Without the pictures, print the lines running from the beginning of the material to the line containing "items-center justify-center border-b", both ends included.

----- Information shown -----

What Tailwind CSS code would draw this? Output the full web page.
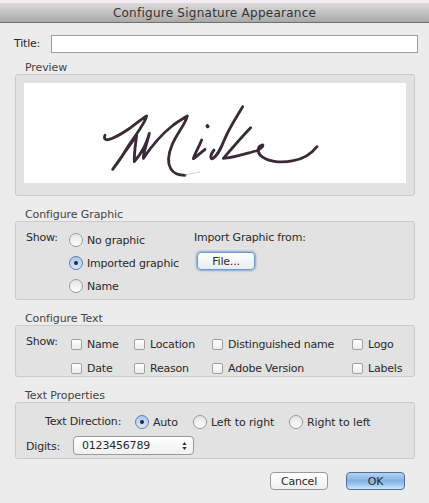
<!DOCTYPE html>
<html>
<head>
<meta charset="utf-8">
<script src="https://cdn.jsdelivr.net/npm/@tailwindcss/browser@4"></script>
</head>
<body class="m-0">
<div class="w-[429px] h-[503px] overflow-hidden bg-[#ececec] text-[#2a2a2a] text-[11px] leading-[14px] tracking-[-0.2px] font-['DejaVu_Sans',sans-serif]">
  <!-- title bar -->
  <div class="h-[3px] bg-[#f3ecf3]"></div>
  <div class="h-[20px] flex items-center justify-center border-b border-[#6f6f6f] bg-gradient-to-b from-[#dcdcdc] to-[#a9a9a9] text-[12px] text-[#333] tracking-[0.25px]">Configure Signature Appearance</div>

  <div class="px-[15px]">
    <div class="flex items-center h-[17px] mt-[12px]">
      <span class="w-[37px] shrink-0 -ml-px">Title:</span>
      <div class="w-[367px] shrink-0 h-[18px] bg-white border border-[#9c9c9c]"></div>
    </div>

    <!-- preview -->
    <div class="ml-[10px] mt-[8px] h-[14px] leading-[16px] tracking-[-0.1px] text-[#444]">Preview</div>
    <div class="w-[400px] h-[122px] p-[8px] rounded-[3px] bg-[#e2e2e2] border border-[#cbcbcb]">
      <svg class="block w-[382px] h-[100px] bg-white" viewBox="-198 -21 1146 300" fill="none" stroke="#3a2a35" stroke-width="8.5" stroke-linecap="round" stroke-linejoin="round">
        <path d="M45 136 C41 146 45 152 58 148 C80 142 100 128 122 113 C140 100 155 86 170 78 C165 100 140 130 115 168 C100 195 82 220 68 238 C90 205 118 170 140 136 C136 165 132 190 133 215 C150 195 168 170 178 130 C172 160 160 185 160 205 C185 168 215 132 250 105 C268 92 282 84 292 78 C285 105 262 128 246 165 C235 192 230 215 242 236 C250 250 265 256 285 256"/>
        <path d="M285 255 L330 246" stroke="#b9b4b8" stroke-width="2"/>
        <path d="M352 108 L353 109" stroke-width="11"/>
        <path d="M335 150 C325 175 315 190 310 206 C320 200 330 190 345 178"/>
        <path d="M458 50 C440 80 420 110 405 145 C395 170 385 195 368 206 C360 208 360 195 372 180"/>
        <path d="M482 113 C460 135 430 170 400 205 C425 205 470 190 498 183 C510 178 522 168 518 165 C505 168 500 180 510 195 C530 215 570 220 610 212 C640 207 665 190 681 170"/>
      </svg>
    </div>

    <!-- configure graphic -->
    <div class="ml-[10px] mt-[11px] h-[14px] leading-[16px] tracking-[-0.1px] text-[#444]">Configure Graphic</div>
    <div class="w-[400px] h-[79px] rounded-[3px] bg-[#e2e2e2] border border-[#cbcbcb] flex pt-[11px]">
      <span class="w-[53px] pl-[10px] h-[14px] -mt-[2px]">Show:</span>
      <div class="w-[125px] flex flex-col gap-[9px]">
        <label class="flex items-start leading-[16px] gap-[4px] h-[14px]"><span class="self-center w-[14px] h-[14px] rounded-full border border-[#9a9a9a] bg-gradient-to-b from-[#e4e4e4] to-white"></span>No graphic</label>
        <label class="flex items-start leading-[16px] gap-[4px] h-[14px]"><span class="self-center w-[14px] h-[14px] rounded-full border border-[#5a80b0] bg-gradient-to-b from-[#a9c8ea] to-[#dbe9f7] flex items-center justify-center"><span class="w-[4px] h-[4px] rounded-full bg-[#1c2c40]"></span></span>Imported graphic</label>
        <label class="flex items-start leading-[16px] gap-[4px] h-[14px]"><span class="self-center w-[14px] h-[14px] rounded-full border border-[#9a9a9a] bg-gradient-to-b from-[#e4e4e4] to-white"></span>Name</label>
      </div>
      <div class="-mt-[2px]">
        <div class="h-[14px]">Import Graphic from:</div>
        <button class="block w-[58px] h-[18px] mt-[7px] ml-[3px] rounded-[4px] border border-[#6f9ccb] bg-gradient-to-b from-white to-[#e9edf2] text-center text-[11px] leading-[15px] shadow-[0_0_2px_1px_#7fa9d6]">File...</button>
      </div>
    </div>

    <!-- configure text -->
    <div class="ml-[10px] mt-[11px] h-[14px] leading-[16px] tracking-[-0.1px] text-[#444]">Configure Text</div>
    <div class="w-[400px] h-[52px] rounded-[3px] bg-[#e2e2e2] border border-[#cbcbcb] flex pt-[11px]">
      <span class="w-[55px] pl-[10px] h-[14px] -mt-[2px]">Show:</span>
      <div class="grid grid-cols-[63px_78px_140px_auto] gap-y-[9px]">
        <label class="flex items-start leading-[16px] gap-[5px] h-[14px]"><span class="self-center w-[11px] h-[11px] rounded-[2px] border border-[#a0a0a0] bg-gradient-to-b from-white to-[#ececec]"></span>Name</label>
        <label class="flex items-start leading-[16px] gap-[5px] h-[14px]"><span class="self-center w-[11px] h-[11px] rounded-[2px] border border-[#a0a0a0] bg-gradient-to-b from-white to-[#ececec]"></span>Location</label>
        <label class="flex items-start leading-[16px] gap-[5px] h-[14px]"><span class="self-center w-[11px] h-[11px] rounded-[2px] border border-[#a0a0a0] bg-gradient-to-b from-white to-[#ececec]"></span>Distinguished name</label>
        <label class="flex items-start leading-[16px] gap-[5px] h-[14px]"><span class="self-center w-[11px] h-[11px] rounded-[2px] border border-[#a0a0a0] bg-gradient-to-b from-white to-[#ececec]"></span>Logo</label>
        <label class="flex items-start leading-[16px] gap-[5px] h-[14px]"><span class="self-center w-[11px] h-[11px] rounded-[2px] border border-[#a0a0a0] bg-gradient-to-b from-white to-[#ececec]"></span>Date</label>
        <label class="flex items-start leading-[16px] gap-[5px] h-[14px]"><span class="self-center w-[11px] h-[11px] rounded-[2px] border border-[#a0a0a0] bg-gradient-to-b from-white to-[#ececec]"></span>Reason</label>
        <label class="flex items-start leading-[16px] gap-[5px] h-[14px]"><span class="self-center w-[11px] h-[11px] rounded-[2px] border border-[#a0a0a0] bg-gradient-to-b from-white to-[#ececec]"></span>Adobe Version</label>
        <label class="flex items-start leading-[16px] gap-[5px] h-[14px]"><span class="self-center w-[11px] h-[11px] rounded-[2px] border border-[#a0a0a0] bg-gradient-to-b from-white to-[#ececec]"></span>Labels</label>
      </div>
    </div>

    <!-- text properties -->
    <div class="ml-[10px] mt-[11px] h-[14px] leading-[16px] tracking-[-0.1px] text-[#444]">Text Properties</div>
    <div class="w-[400px] h-[57px] rounded-[3px] bg-[#e2e2e2] border border-[#cbcbcb] pt-[12px]">
      <div class="flex items-center h-[14px]">
        <span class="w-[119px] pl-[29px]">Text Direction:</span>
        <label class="flex items-start leading-[16px] gap-[4px] h-[14px] w-[58px]"><span class="self-center w-[14px] h-[14px] rounded-full border border-[#5a80b0] bg-gradient-to-b from-[#a9c8ea] to-[#dbe9f7] flex items-center justify-center"><span class="w-[4px] h-[4px] rounded-full bg-[#1c2c40]"></span></span>Auto</label>
        <label class="flex items-start leading-[16px] gap-[4px] h-[14px] w-[96px] tracking-[-0.1px]"><span class="self-center w-[14px] h-[14px] rounded-full border border-[#9a9a9a] bg-gradient-to-b from-[#e4e4e4] to-white"></span>Left to right</label>
        <label class="flex items-start leading-[16px] gap-[4px] h-[14px] tracking-[-0.1px]"><span class="self-center w-[14px] h-[14px] rounded-full border border-[#9a9a9a] bg-gradient-to-b from-[#e4e4e4] to-white"></span>Right to left</label>
      </div>
      <div class="flex items-center h-[19px] mt-[7px]">
        <span class="w-[57px] pl-[10px] pt-[2px]">Digits:</span>
        <div class="w-[121px] h-[19px] pl-[8px] pr-[6px] flex items-center justify-between rounded-[4px] border border-[#9a9a9a] bg-gradient-to-b from-white to-[#f0f0f0]">
          <span>0123456789</span>
          <svg class="w-[5px] h-[8px]" viewBox="0 0 5 9" fill="#333"><path d="M2.5 0 L5 3.5 H0 Z M2.5 9 L0 5.5 H5 Z"/></svg>
        </div>
      </div>
    </div>

    <!-- buttons -->
    <div class="flex justify-end gap-[18px] mt-[13px] pr-[9px]">
      <button class="w-[58px] h-[18px] rounded-[4px] border border-[#9a9a9a] bg-gradient-to-b from-white to-[#f0f0f0] text-center text-[11px] leading-[15px]">Cancel</button>
      <button class="w-[59px] h-[18px] rounded-[4px] border border-[#4f7199] bg-gradient-to-b from-[#b9d3ee] via-[#7fb0e4] to-[#cfe3f8] text-center text-[11px] leading-[15px]">OK</button>
    </div>
  </div>
</div>
</body>
</html>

-----

The result:
What Tailwind CSS code would draw this? Output the full web page.
<!DOCTYPE html>
<html>
<head>
<meta charset="utf-8">
<script src="https://cdn.jsdelivr.net/npm/@tailwindcss/browser@4"></script>
</head>
<body class="m-0">
<div class="w-[429px] h-[503px] overflow-hidden bg-[#ececec] text-[#2a2a2a] text-[11px] leading-[14px] tracking-[-0.2px] font-['DejaVu_Sans',sans-serif]">
  <!-- title bar -->
  <div class="h-[3px] bg-[#f3ecf3]"></div>
  <div class="h-[20px] flex items-center justify-center border-b border-[#6f6f6f] bg-gradient-to-b from-[#dcdcdc] to-[#a9a9a9] text-[12px] text-[#333] tracking-[0.25px]">Configure Signature Appearance</div>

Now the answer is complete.